El cronista no es capaz de seguir contando lo sucedido en el quinto. La obra del segundo fue excelsa; del quinto pasa a los anales de la tauromaquia eterna. El llamado "Guasón", hermano de uno que mató Manzanares en Sevilla, fue bueno. Fue un toro que necesitaba el toreo de mando, no fue el toro aborregado que los traga sin más, y la muleta de Morante lo frenó, lo llevó y lo recogió en tandas ligadísimas, otra vez en el centro y en un palmo de terreno. Una muleta plena de arte con el poder del mando, el fuego. Y la seda de las caricias más sentidas. Era una buena faena de Morante, pero lo que sucedió después acabó por rendir a la plaza cordobesa. El toro, con su punto de casta, no era una perita en dulce. Y se empeñó en ligar siete u ocho naturales, para acabar con un cambio de manos de esos que duran toda una eternidad. Relajado, feliz, el torero de La Puebla apareció en otra versión de esta histórica tarde. Fue un torero de fantasía, de improvisación, con pases sacados de una chistera prodigiosa para acabar de hundir el coso. Y aparecieron los molinetes abelmotados, las trincherillas, los de pecho a cámara lenta, una sucesión de maravillas que culminó con media lagartijera. Dos y rabo. La plaza se frotó los ojos y todos se preguntaban si habían asistido a un hecho real o imaginado. Era cierto. De negro y plata se transfiguró uno de La Puebla como un héroe de fuego y seda.

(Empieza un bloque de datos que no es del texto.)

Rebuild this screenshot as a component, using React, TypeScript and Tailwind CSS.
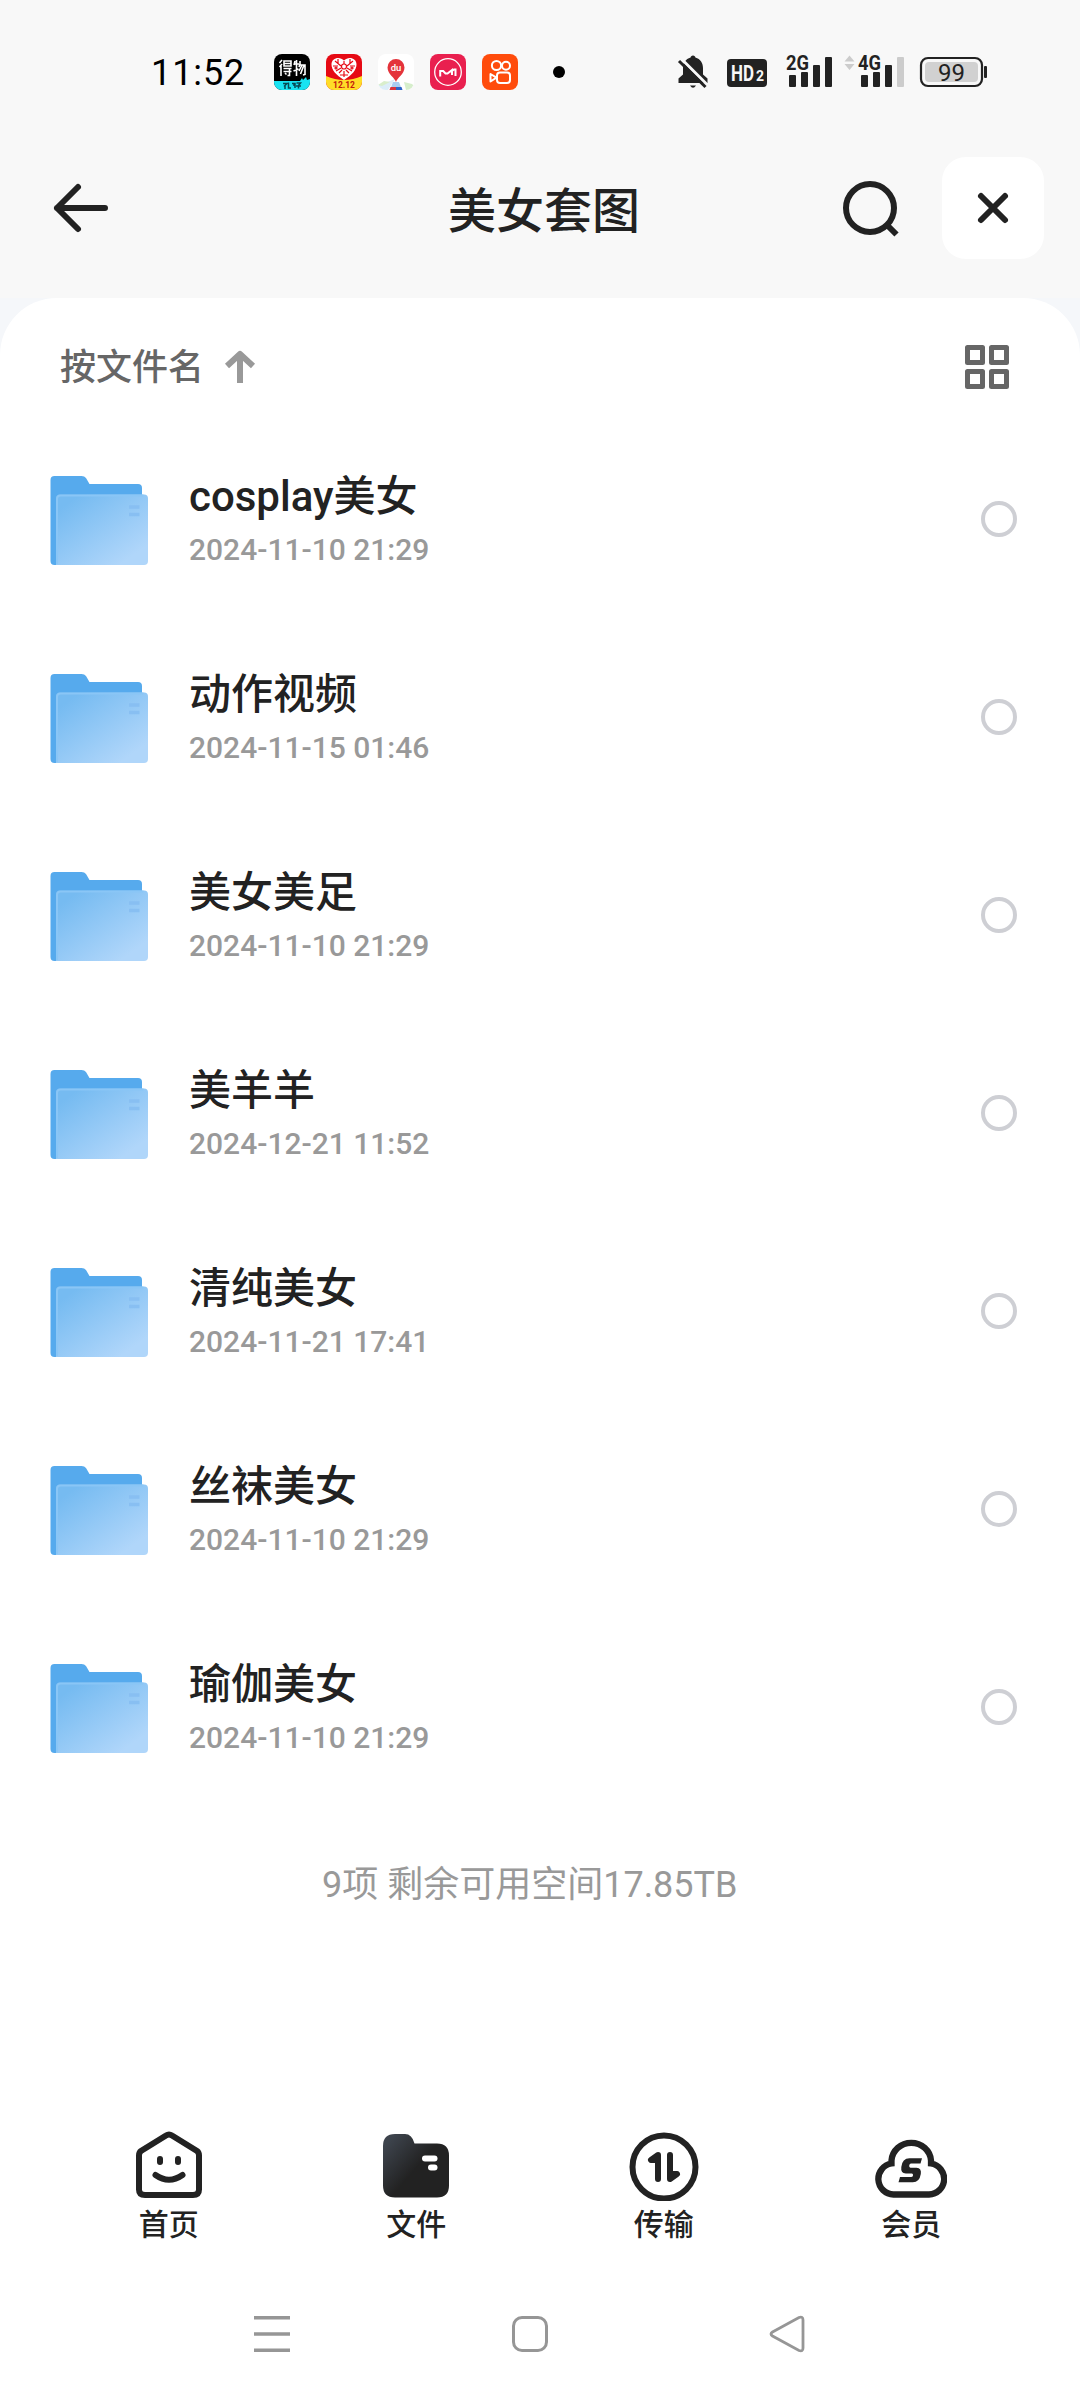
import type { ReactNode } from 'react';

interface Folder {
  name: string;
  date: string;
}

const folders: Folder[] = [
  { name: 'cosplay美女', date: '2024-11-10 21:29' },
  { name: '动作视频', date: '2024-11-15 01:46' },
  { name: '美女美足', date: '2024-11-10 21:29' },
  { name: '美羊羊', date: '2024-12-21 11:52' },
  { name: '清纯美女', date: '2024-11-21 17:41' },
  { name: '丝袜美女', date: '2024-11-10 21:29' },
  { name: '瑜伽美女', date: '2024-11-10 21:29' },
];

function AppIcons() {
  return (
    <div className="flex gap-4">
      {/* Dewu */}
      <svg width="36" height="36" viewBox="0 0 36 36">
        <clipPath id="app"><rect width="36" height="36" rx="8" /></clipPath>
        <g clipPath="url(#app)">
          <rect width="36" height="36" fill="#000" />
          <path d="M0 27h26l2-3 1 2 3-3 1 3 3-1v11H0z" fill="#19e3f2" />
          <g stroke="#fff" strokeWidth="1.600" fill="none">
            <path d="M8 6L5.500 9M8 10l-2.500 3M7 12v10M10 7h7v5h-7zM10 9.500h7M9.500 14.500h8M9.500 17.500h8M15.500 14.500v7h-2M11 19l1.500 1.500" />
            <path d="M21 7l-1 4M20 10h5M22.500 6v16M19.500 17l5-2M26 7v4h5v9.500l-2 .5M26 10l-1 3M28 11l-3 6M30 11l-3.500 9" />
          </g>
          <g stroke="#064b55" strokeWidth="1.500" fill="none">
            <path d="M9 29.500h4l-3 3M11 31v4M14.500 28.500V34h2.500M18 29.500h3v4.500M20 29v3M22.500 29h4l-2 2.500v3M22 32h5" />
          </g>
        </g>
      </svg>
      {/* Pinduoduo */}
      <svg width="36" height="36" viewBox="0 0 36 36">
        <g clipPath="url(#app)">
          <rect width="36" height="36" fill="#e60a14" />
          <path d="M0 22q18 8 36 0v14H0z" fill="#ffdc28" />
          <path d="M18 26C10 21 5.500 16 5.500 10.500 5.500 3.500 14 2 18 6.500 22 2 30.500 3.500 30.500 10.500 30.500 16 26 21 18 26z" fill="#fff" />
          <g stroke="#e60a14" strokeWidth="1.200" fill="none">
            <path d="M9 7l6 5M27 7l-6 5M7 12h5M29 12h-5M10 17l5-3M26 17l-5-3M18 7v3M18 17v6M13 19l3-3M23 19l-3-3M12 5v4M24 5v4M14 21h8" />
            <circle cx="18" cy="12.500" r="2.500" />
            <circle cx="10" cy="14" r="1" />
            <circle cx="26" cy="14" r="1" />
          </g>
        </g>
        <text x="18" y="34" textAnchor="middle" fontFamily="Roboto" fontWeight="700" fontSize="8.500" fill="#c4160c">12.12</text>
      </svg>
      {/* Baidu Maps */}
      <svg width="36" height="36" viewBox="0 0 36 36">
        <g clipPath="url(#app)">
          <rect width="36" height="36" fill="#fff" />
          <path d="M0 31l12-4 5-2-7 11H0z" fill="#dcedf8" />
          <path d="M26 28l8 2 2 2v4h-8z" fill="#d6eecb" />
          <path d="M6 27l6 1-8 4-4-1z" fill="#d9eecb" />
          <path d="M15 28h6l3 8H12z" fill="#a9cdf2" />
          <path d="M12.500 33H18v3h-6.500z" fill="#d9343d" />
          <path d="M18 33h5.500l1 3H18z" fill="#2c63c8" />
          <path d="M18 28c-1-4-8.500-8-8.500-14.500a8.500 8.500 0 0 1 17 0C26.500 20 19 24 18 28z" fill="#e4333b" />
        </g>
        <text x="18" y="17" textAnchor="middle" fontFamily="Roboto" fontWeight="500" fontSize="9.500" fill="#fff">du</text>
      </svg>
      {/* Xiutu */}
      <svg width="36" height="36" viewBox="0 0 36 36">
        <rect width="36" height="36" rx="8" fill="#e9204f" />
        <circle cx="18" cy="18" r="13.300" fill="none" stroke="#fff" strokeWidth="1.300" />
        <path d="M10.200 22.500v-5.500h3l2.300 2.500h2l4.500-3.500v5M22 17l2-1.500h1.500v6.500" fill="none" stroke="#fff" strokeWidth="2" />
      </svg>
      {/* Kuaishou */}
      <svg width="36" height="36" viewBox="0 0 36 36">
        <rect width="36" height="36" rx="8" fill="#ff4c0c" />
        <g fill="none" stroke="#fff" strokeWidth="2" strokeLinejoin="round">
          <circle cx="14.500" cy="11.500" r="4.600" />
          <circle cx="24" cy="11.700" r="4" />
          <rect x="15" y="18.500" width="13" height="10.500" rx="3" />
          <path d="M14.500 23.700L8.500 20v7.500z" />
        </g>
      </svg>
    </div>
  );
}

function StatusBar() {
  return (
    <div className="flex h-36 items-center pl-[151px]">
      <span className="w-[123px] pt-0.5 text-[36px] leading-none tracking-[0.9px] text-black">11:52</span>
      <AppIcons />
      <span className="ml-[35px] size-3 rounded-full bg-black" />
      <svg className="ml-[85px] mt-1.5" width="360" height="70" viewBox="0 0 360 70">
        {/* muted bell */}
        <path d="M43 15.500c1.500 0 2.300 1 2.400 2C50.500 19 53 23 53 28v6.500l4.500 4v4.500H28.500v-4.500L33 34.500V28c0-5 2.500-9 7.600-10.500.1-1 .9-2 2.400-2z" fill="#222" />
        <path d="M40 45.500h6q-3 4.500-6 0z" fill="#222" />
        <path d="M31.500 19L58 45.500" stroke="#f8f8f8" strokeWidth="3" />
        <path d="M29 21l26.500 26" stroke="#222" strokeWidth="3" />
        {/* HD2 */}
        <rect x="77" y="19" width="40" height="28" rx="4" fill="#222" />
        <text x="81" y="41" fontFamily="Roboto" fontWeight="700" fontSize="22" textLength="23" lengthAdjust="spacingAndGlyphs" fill="#f8f8f8">HD</text>
        <text x="106" y="41" fontFamily="Roboto" fontWeight="700" fontSize="14" fill="#f8f8f8">2</text>
        {/* signal one */}
        <text x="136" y="30" fontFamily="Roboto" fontWeight="700" fontSize="21" textLength="23" lengthAdjust="spacingAndGlyphs" fill="#222">2G</text>
        <g fill="#222">
          <rect x="139" y="35" width="7" height="12" rx="1" />
          <rect x="151" y="32" width="7" height="15" rx="1" />
          <rect x="163" y="25" width="7" height="22" rx="1" />
          <rect x="175" y="17" width="7" height="30" rx="1" />
        </g>
        {/* signal two */}
        <path d="M194.500 21.500l5-6 5 6zM194.500 24h10l-5 6z" fill="#ccc" />
        <text x="208" y="30" fontFamily="Roboto" fontWeight="700" fontSize="21" textLength="23" lengthAdjust="spacingAndGlyphs" fill="#222">4G</text>
        <g fill="#222">
          <rect x="211" y="35" width="7" height="12" rx="1" />
          <rect x="223" y="32" width="7" height="15" rx="1" />
          <rect x="235" y="25" width="7" height="22" rx="1" />
        </g>
        <rect x="247" y="17" width="7" height="30" rx="1" fill="#ccc" />
        {/* battery */}
        <rect x="271" y="18" width="61" height="28" rx="7" fill="none" stroke="#222" strokeWidth="2.200" />
        <rect x="275" y="22" width="53" height="20" rx="4" fill="#d1d1d1" />
        <rect x="334" y="26" width="3" height="12" rx="1" fill="#222" />
        <text x="301.500" y="41" textAnchor="middle" fontFamily="Roboto" fontSize="24" fill="#222">99</text>
      </svg>
    </div>
  );
}

function Header() {
  return (
    <header className="flex h-[154px] items-center pb-[26px]">
      <svg className="ml-[51px]" width="60" height="60" viewBox="0 0 60 60" fill="none" stroke="#222" strokeWidth="6" strokeLinecap="round" strokeLinejoin="round">
        <path d="M27 9L6 30l21 21M6 30h48" />
      </svg>
      <h1 className="ml-[337px] pt-[7px] text-[48px] font-medium leading-none text-[#222]">美女套图</h1>
      <svg className="ml-[200px]" width="64" height="64" viewBox="0 0 64 64" fill="none" stroke="#222" strokeWidth="6">
        <circle cx="30" cy="32" r="24" />
        <path d="M46 48l10.500 10.500" />
      </svg>
      <button className="ml-[38px] flex size-[102px] items-center justify-center rounded-[24px] bg-white">
        <svg width="36" height="36" viewBox="0 0 36 36" stroke="#222" strokeWidth="6" strokeLinecap="round">
          <path d="M6 6l24 24M30 6L6 30" />
        </svg>
      </button>
    </header>
  );
}

function FolderIcon() {
  return (
    <svg width="98" height="90" viewBox="-0.500 0 98 90">
      <defs>
        <linearGradient id="front" x1="0.1" y1="0.15" x2="0.8" y2="0.9">
          <stop offset="0" stopColor="#76bbf1" />
          <stop offset="1" stopColor="#b0d6fa" />
        </linearGradient>
      </defs>
      <path d="M0 4a4 4 0 0 1 4-4h27q3 0 4.500 2L39 8h48.500q4 0 4 4v26H6v51H4a4 4 0 0 1-4-4z" fill="#56aaed" />
      <path d="M5.500 22.500q0-4 4-4h84q4 0 4 4V85a4 4 0 0 1-4 4h-88z" fill="url(#front)" />
      <path d="M6.500 88V23q0-3.500 3.500-3.500h83" fill="none" stroke="#8ac6f6" strokeWidth="2" />
      <path d="M78.500 31h10.500M78.500 38.500h10.500" stroke="#88bff2" strokeWidth="3.500" />
    </svg>
  );
}

function FolderRow({ name, date }: Folder) {
  return (
    <li className="flex h-[198px] items-center pl-[50px] pr-[63px]">
      <FolderIcon />
      <div className="ml-[41px] flex-1 pb-1">
        <p className="text-[42px] font-medium leading-[56px] text-[#222]">{name}</p>
        <p className="mt-[5px] text-[30px] font-medium leading-[40px] text-[#999]">{date}</p>
      </div>
      <span className="mb-1 size-9 rounded-full border-4 border-[#cecfd4]" />
    </li>
  );
}

function Tab({ label, children }: { label: string; children: ReactNode }) {
  return (
    <div className="flex flex-1 flex-col items-center">
      <svg width="72" height="72" viewBox="0 0 72 72">{children}</svg>
      <span className="mt-1 text-[30px] font-medium leading-[40px] text-[#222]">{label}</span>
    </div>
  );
}

function TabBar() {
  return (
    <nav className="flex h-[139px] px-[45px]">
      <Tab label="首页">
        <path d="M33 6.500q3-2 6 0l25 15.500q2 1.500 2 4.500v34q0 5.500-6 5.500H12q-6 0-6-5.500v-34q0-3 2-4.500z" fill="none" stroke="#222" strokeWidth="6" />
        <rect x="24" y="27" width="6" height="9" rx="3" fill="#222" />
        <rect x="42" y="27" width="6" height="9" rx="3" fill="#222" />
        <path d="M22.500 46q13.500 9.500 27 0" fill="none" stroke="#222" strokeWidth="6" strokeLinecap="round" />
      </Tab>
      <Tab label="文件">
        <defs>
          <linearGradient id="tab" x1="0" y1="0.1" x2="0.6" y2="0.6">
            <stop offset="0.1" stopColor="#3d434c" />
            <stop offset="0.85" stopColor="#222" />
          </linearGradient>
        </defs>
        <path d="M3 17Q3 5 15 5h10q7 0 9.500 9.500H57q12 0 12 12v30q0 12-12 12H15q-12 0-12-12z" fill="url(#tab)" />
        <rect x="42" y="26.500" width="15.500" height="6" rx="3" fill="#fff" />
        <rect x="48" y="35.500" width="9.500" height="6" rx="3" fill="#fff" />
      </Tab>
      <Tab label="传输">
        <circle cx="36" cy="38" r="31.500" fill="none" stroke="#222" strokeWidth="6" />
        <path d="M30 50V26l-7 5h7M42 26v24l7-5h-7" fill="none" stroke="#222" strokeWidth="6" strokeLinecap="round" strokeLinejoin="round" />
      </Tab>
      <Tab label="会员">
        <path d="M18.500 65.500A15.600 15.600 0 0 1 16.500 34.500V31.500A19.800 19 0 0 1 56 31.500V34.500A15.600 15.600 0 0 1 54 65.500z" fill="none" stroke="#222" strokeWidth="6.300" />
        <path d="M47 29.300l-1.500 5.200H36q-1.500 0-1.800 2t1.300 2.200h6q5.300.3 4.300 6.300-1.300 8.300-8 8.300H23.500l1.500-5.200h11q1.700 0 2-1.700t-1.200-1.800h-6q-5.300-.3-4.500-6.600 1-8.700 8.200-8.700z" fill="#222" />
      </Tab>
    </nav>
  );
}

function SystemNav() {
  return (
    <div className="flex h-[132px] items-center pl-[252px]">
      <svg width="40" height="40" viewBox="0 0 40 40" stroke="#969696" strokeWidth="3.500">
        <path d="M2 3.750h36M2 20h36M2 36.250h36" />
      </svg>
      <svg className="ml-[218px]" width="40" height="40" viewBox="0 0 40 40" fill="none" stroke="#969696" strokeWidth="3">
        <rect x="3.500" y="3.500" width="33" height="33" rx="8.500" />
      </svg>
      <svg className="ml-[218px]" width="40" height="40" viewBox="0 0 40 40" fill="none" stroke="#969696" strokeWidth="2.800">
        <path d="M4.500 18L31 3.500q4-1.500 4 2.500v28q0 4-4 2.500L4.500 22q-3-2 0-4z" />
      </svg>
    </div>
  );
}

export default function App() {
  return (
    <div className="flex h-[2400px] w-[1080px] flex-col overflow-hidden bg-[#f8f8f8] font-['Roboto','Noto_Sans_CJK_SC',sans-serif]">
      <StatusBar />
      <Header />
      <main className="flex flex-1 flex-col bg-[#f5f7fa]">
        <div className="flex flex-1 flex-col rounded-t-[57px] bg-white">
          <div className="flex h-[124px] items-center pl-[60px] pr-[69px] pt-[14px]">
            <span className="pt-0.5 text-[36px] font-medium leading-none text-[#666]">按文件名</span>
            <svg className="ml-5" width="32" height="36" viewBox="0 0 32 36" fill="none" stroke="#999" strokeWidth="6" strokeLinejoin="round">
              <path d="M3 17L16 5l13 12M16 5v29" />
            </svg>
            <svg className="ml-auto" width="48" height="48" viewBox="0 0 48 48" fill="none" stroke="#666" strokeWidth="5" strokeLinejoin="round">
              <path d="M4.500 4.500h15v15h-15zM28.500 4.500h15v15h-15zM4.500 28.500h15v15h-15zM28.500 28.500h15v15h-15z" />
            </svg>
          </div>
          <ul>
            {folders.map((folder) => (
              <FolderRow key={folder.name} {...folder} />
            ))}
          </ul>
          <p className="mt-[52px] pl-[322px] text-[36px] leading-[50px] text-[#999]">9项 剩余可用空间17.85TB</p>
          <div className="mt-auto">
            <TabBar />
            <SystemNav />
          </div>
        </div>
      </main>
    </div>
  );
}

Finito estuvo muy centrado con el primero, tan noble como flojito. El de Córdoba lo había recibido con una larga de rodillas, para luego lancear a la verónica clásica con buen gusto. Fue una faena con la derecha de muletazos a media altura con el sello del toreo eterno de Finito. Su público estaba feliz e incluso después de dos descabellos le concedió una oreja.

La brindó al cuarto a sus compañeros. El toro, chico y claudicante, no le permitió redondear la tarde. Fue un animal miserable que no le regaló una embestida en condiciones. El descabello viajó en exceso, pero llegaron las palmas de sus paisanos.

Tampoco pudo Manzanares lucirse con la birria del tercero, otro animal escuálido, de viaje muy corto y breve duración. Algunos muletazos sueltos no fueron suficientes. El sexto, de mejor condición, tampoco duró mucho. Parecía que podía ser pero no llegó a rematar ninguna tanda completa. La espada viajó mal.

El final fue el de la apoteosis de un artista. Un paseo a hombros con una multitud de chavales que llevaban a un ídolo que acababa de firmar una obra imperecedera, efímera si quieren, pero ya es parte de la historia de esta plaza y de la tauromaquia.